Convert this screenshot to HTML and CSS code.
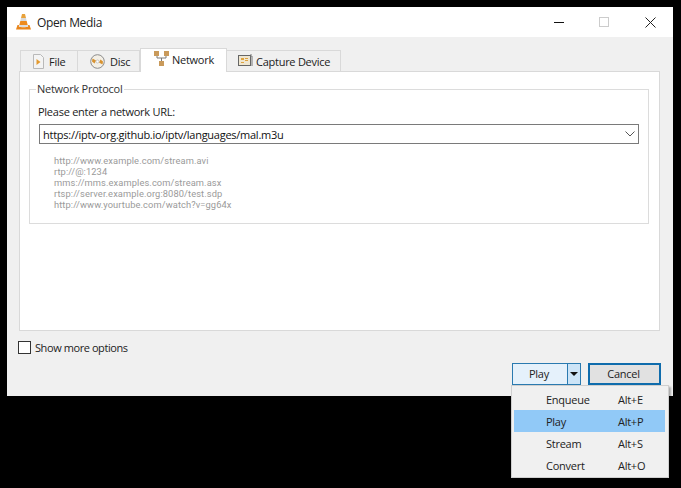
FILE: index.html
```html
<!DOCTYPE html>
<html lang="en">
<head>
<meta charset="utf-8">
<title>Open Media</title>
<link rel="stylesheet" href="styles.css">
</head>
<body>
<div class="window">
  <header class="titlebar">
    <svg class="app-icon" width="15" height="16" viewBox="0 0 15 16">
      <path d="M6 0h3l1 4H5z" fill="#e8a23c"/>
      <path d="M5 4h5l.7 3H4.300z" fill="#d9d9d9"/>
      <path d="M4.300 7h6.400l1 4H3.300z" fill="#ee8a1c"/>
      <path d="M1.500 11H3l-.2 1.500c1.500 1 8 1 9.400 0L12 11h1.500L15 15.500H0z" fill="#e9851a"/>
      <path d="M3.300 11h8.400l.3 1.500c-2 .8-7 .8-9 0z" fill="#dcdcdc"/>
    </svg>
    <span class="title">Open Media</span>
    <div class="controls">
      <svg width="11" height="11" viewBox="0 0 11 11" class="ctl ctl-min"><path d="M0 5.500h10" stroke="#111" fill="none"/></svg>
      <svg width="11" height="11" viewBox="0 0 11 11" class="ctl"><rect x=".5" y=".5" width="9" height="9" stroke="#ccc" fill="none"/></svg>
      <svg width="11" height="11" viewBox="0 0 11 11" class="ctl"><path d="M.5.500l10 10M10.500.500l-10 10" stroke="#222" fill="none"/></svg>
    </div>
  </header>
  <main class="content">
    <nav class="tabs">
      <div class="tab tab-file">
        <svg width="11" height="15" viewBox="0 0 11 15"><path d="M.5.500h7l3 3v11H.5z" fill="#f4f4f4" stroke="#b9b9b9"/><path d="M3.500 5l4 3-4 3z" fill="#e39a30"/></svg>
        <span>File</span>
      </div>
      <div class="tab tab-disc">
        <svg width="15" height="15" viewBox="0 0 15 15"><circle cx="7.500" cy="7.500" r="6.800" fill="#f3efe6" stroke="#8c8c8c"/><path d="M2.500 4.500l3.500 2-1.500 3-2.500-2zM12.500 10.500l-3.500-2 1.500-3 2.500 2z" fill="#d8922f"/><circle cx="7.500" cy="7.500" r="1.500" fill="#fff" stroke="#aaa" stroke-width=".6"/></svg>
        <span>Disc</span>
      </div>
      <div class="tab tab-active tab-network">
        <svg width="15" height="15" viewBox="0 0 15 15"><path d="M3 4v3h9V4M7.500 7v4" stroke="#7a7a7a" fill="none"/><rect x="0" y="0" width="5" height="5" fill="#c99a5b"/><rect x="10" y="0" width="5" height="5" fill="#c99a5b"/><rect x="5" y="10" width="5" height="5" fill="#c99a5b"/></svg>
        <span>Network</span>
      </div>
      <div class="tab tab-capture">
        <svg width="15" height="14" viewBox="0 0 15 14"><rect x=".5" y="1.500" width="12" height="10" fill="#efe6d0" stroke="#666"/><path d="M3 4h3v2H3zM7 4h3v1H7zM7 6h3v1H7zM3 8h3v1H3z" fill="#dfa33f"/><path d="M13 0v3M14 2v10" stroke="#777"/></svg>
        <span>Capture Device</span>
      </div>
    </nav>
    <section class="pane">
      <fieldset class="group">
        <legend class="group-title">Network Protocol</legend>
        <label class="url-label">Please enter a network URL:</label>
        <div class="combo">
          <span>https://iptv-org.github.io/iptv/languages/mal.m3u</span>
          <svg width="10" height="6" viewBox="0 0 10 6"><path d="M.5.500L5 5 9.500.500" stroke="#555" fill="none"/></svg>
        </div>
        <ul class="examples">
          <li>http://www.example.com/stream.avi</li>
          <li>rtp://@:1234</li>
          <li>mms://mms.examples.com/stream.asx</li>
          <li>rtsp://server.example.org:8080/test.sdp</li>
          <li>http://www.yourtube.com/watch?v=gg64x</li>
        </ul>
      </fieldset>
    </section>
    <div class="more">
      <span class="checkbox"></span>
      <span class="more-label">Show more options</span>
    </div>
    <div class="actions">
      <div class="split">
        <span class="split-main">Play</span>
        <span class="split-arrow"><i></i></span>
      </div>
      <div class="cancel">Cancel</div>
    </div>
  </main>
</div>
<div class="menu">
  <div class="menu-item"><span>Enqueue</span><span>Alt+E</span></div>
  <div class="menu-item menu-item-active"><span>Play</span><span>Alt+P</span></div>
  <div class="menu-item"><span>Stream</span><span>Alt+S</span></div>
  <div class="menu-item"><span>Convert</span><span>Alt+O</span></div>
</div>
</body>
</html>
```
FILE: styles.css
```css
* { box-sizing: border-box; }
html, body { margin: 0; padding: 0; }
body {
  width: 681px;
  height: 488px;
  background: #000;
  overflow: hidden;
  position: relative;
  font-family: "Open Sans", "Noto Sans", sans-serif;
  font-size: 11px;
  letter-spacing: -0.26px;
  color: #222;
}
.window {
  margin: 7px 0 0 7px;
  width: 666px;
  height: 389px;
  background: #f0f0f0;
  display: flex;
  flex-direction: column;
}
.titlebar {
  height: 30px;
  flex: none;
  background: #fff;
  display: flex;
  align-items: center;
  padding-left: 9px;
}
.app-icon { margin-right: 6px; }
.title { font-size: 12px; color: #222; letter-spacing: -0.35px; }
.controls {
  margin-left: auto;
  display: flex;
  gap: 35px;
  padding-right: 17px;
}
.ctl { display: block; }
.ctl-min { margin-right: -1px; }
.content {
  flex: 1;
  padding: 11px 12px 0 12px;
  display: flex;
  flex-direction: column;
}
.tabs {
  display: flex;
  align-items: flex-end;
  height: 23px;
  padding-left: 1px;
  position: relative;
  z-index: 1;
}
.tab {
  height: 21px;
  background: #f0f0f0;
  border: 1px solid #d9d9d9;
  border-bottom: none;
  display: flex;
  align-items: center;
  gap: 5px;
  padding-left: 12px;
  color: #222;
}
.tab svg { flex: none; }
.tab-file { width: 58px; }
.tab-disc { width: 62px; border-left: none; }
.tab-network { width: 87px; padding-left: 13px; gap: 3px; }
.tab-capture { width: 114px; border-left: none; padding-left: 11px; gap: 3px; }
.tab-active {
  height: 24px;
  background: #fff;
  margin-bottom: -1px;
  position: relative;
  padding-bottom: 2px;
}
.tab-active svg { margin-top: -3px; }
.pane {
  height: 260px;
  flex: none;
  width: 641px;
  background: #fff;
  border: 1px solid #d9d9d9;
  padding: 10px 10px 0 9px;
}
.group {
  margin: 0;
  height: 142px;
  border: 1px solid #dcdcdc;
  padding: 0 9px;
  min-width: 0;
  position: relative;
}
.group-title {
  padding: 0 2px 0 1px;
  margin-left: -3px;
  font-size: 11px;
  line-height: 14px;
  color: #333;
}
.url-label { display: block; margin: 8px 0 0 -1px; line-height: 16px; color: #222; }
.combo {
  margin-top: 4px;
  height: 20px;
  border: 1px solid #7a7a7a;
  background: #fff;
  display: flex;
  align-items: center;
  justify-content: space-between;
  padding: 0 3px;
  font-size: 11px;
  color: #111;
}
.examples {
  list-style: none;
  margin: 11px 0 0 15px;
  padding: 0;
  font-family: Roboto, "Open Sans", sans-serif;
  font-size: 9.3px;
  line-height: 11px;
  letter-spacing: 0.1px;
  color: #9a9a9a;
}
.more {
  display: flex;
  align-items: center;
  gap: 4px;
  margin: 10px 0 0 -1px;
  height: 13px;
}
.more-label { letter-spacing: -0.42px; }
.checkbox {
  width: 13px;
  height: 13px;
  background: #fff;
  border: 1px solid #333;
  flex: none;
}
.actions {
  display: flex;
  justify-content: flex-end;
  gap: 7px;
  margin-top: 9px;
  height: 22px;
  width: 642px;
}
.split {
  width: 69px;
  display: flex;
  border: 1px solid #2a7ab0;
  background: #e5f1fb;
}
.split-main { flex: 1; text-align: center; line-height: 20px; padding-right: 2px; }
.split-arrow {
  width: 13px;
  border-left: 1px solid #2a7ab0;
  background: #cce4f7;
  display: flex;
  align-items: center;
  justify-content: center;
}
.split-arrow i {
  width: 0;
  height: 0;
  border-left: 4px solid transparent;
  border-right: 4px solid transparent;
  border-top: 4px solid #111;
}
.cancel {
  width: 73px;
  text-align: center;
  line-height: 18px;
  padding-right: 2px;
  background: #e1e1e1;
  border: 2px solid #0f6cac;
}
.menu {
  position: absolute;
  left: 511px;
  top: 385px;
  width: 158px;
  height: 93px;
  background: #f0f0f0;
  border: 1px solid #cfcfcf;
  padding: 2px 3px 0 2px;
  box-shadow: 2px 2px 2px rgba(0, 0, 0, 0.3);
}
.menu-item {
  height: 22px;
  display: flex;
  align-items: center;
  padding-left: 32px;
  color: #222;
}
.menu-item span:first-child { width: 72px; }
.menu-item-active { background: #91c9f7; }
```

**SET EXERCISE**
Go through the material line by line. Show each line that contains the string "Convert".

**RESULT FOR THIS EXERCISE**
Convert this screenshot to HTML and CSS code.
  <div class="menu-item"><span>Convert</span><span>Alt+O</span></div>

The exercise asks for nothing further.